Visionnaire, la filière saint-nectaire a su l'être sur bien des points. Le plus flagrant est celui de la prairie. En demandant à ce que les exploitations de la zone compte 90 % de leur surface en prairie naturelle, elle suivait cette intuition chevillée au corps que l'alimentation des vaches influence le goût du lait. « Plusieurs travaux scientifiques démontrent aujourd'hui cette réalité. La diversité floristique des fourrages participe à la qualité organoleptique de notre produit. Elle influence aussi sa qualité nutritionnelle avec une richesse accrue des oméga 3. Tous ces éléments font notre fromage et participent à sa notoriété. »

À lire aussi : L'usage des robots bientôt encadré dans la zone AOP ?

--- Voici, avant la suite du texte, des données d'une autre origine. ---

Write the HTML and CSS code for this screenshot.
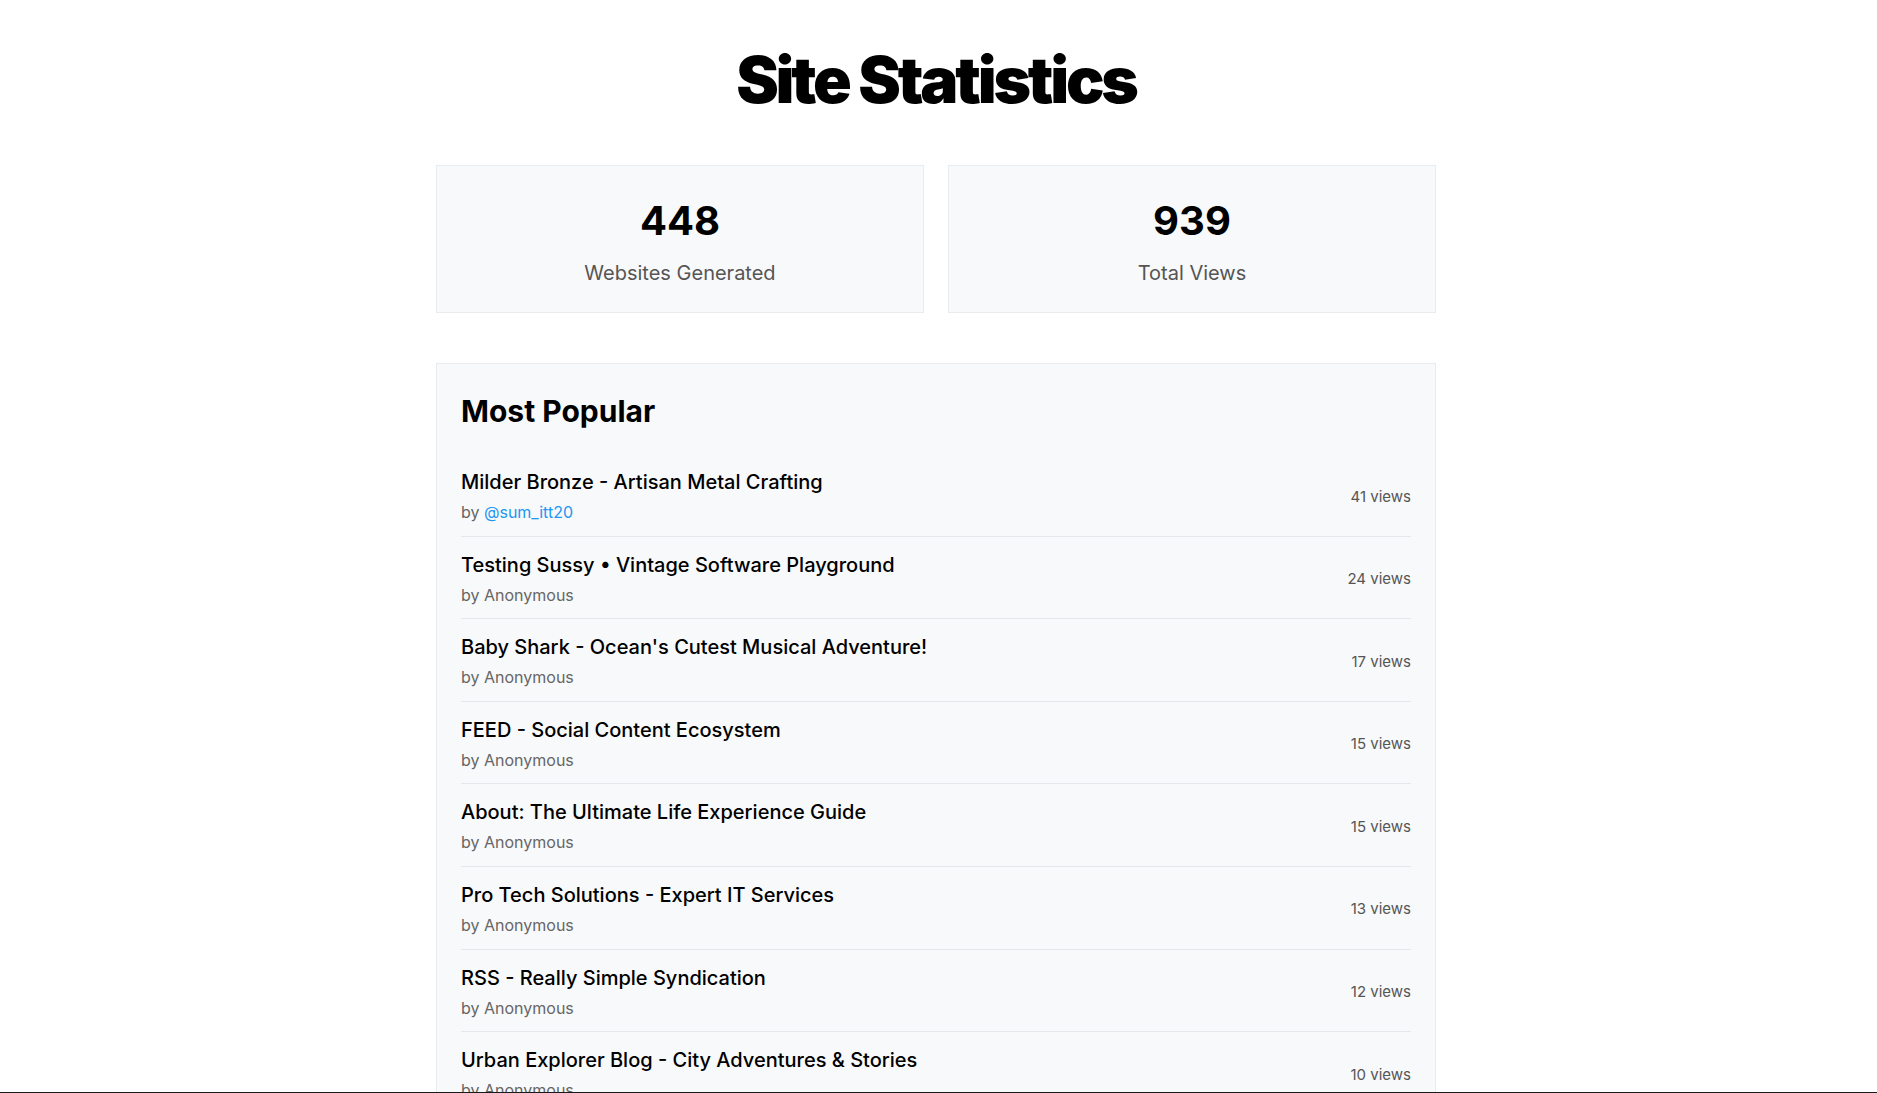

Le fromage affiche sa naturalité

La filière saint-nectaire use en effet de ces atouts depuis plus d'une décennie, dans des campagnes de communication mettant en avant prairies fleuries et montagnes.

Le saint-nectaire affiche sa naturalité. De 5 300 t de fromages fermiers, à un prix sorti ferme de 3,50 €/kg en 1996, à 8 000 t aujourd'hui et un prix de 8 €/kg, la filière saint-nectaire est parvenue à remporter son pari de ramener de la valeur dans les fermes.

Le fromage est devenu la première AOP fermière d'Europe et la 3e AOP fromagère française au lait de vache, la plus consommée. Les décennies de travaux, d'orientations et de paris dans les 190 fermes laitières, 203 exploitations fermières, 4 laiteries et 19 affineurs de la zone ont fait la réussite du saint-nectaire.

« Aux jeunes maintenant de faire le reste » lance Patrice Chassard qui met cependant en garde : « il faut des décennies pour créer de la valeur, quelques jours suffisent pour la perdre (...) il suffit de quelques fromages stockés dans de mauvaises conditions (...). Les décisions prises aujourd'hui raisonnent pour les 15 à 20 années à venir.»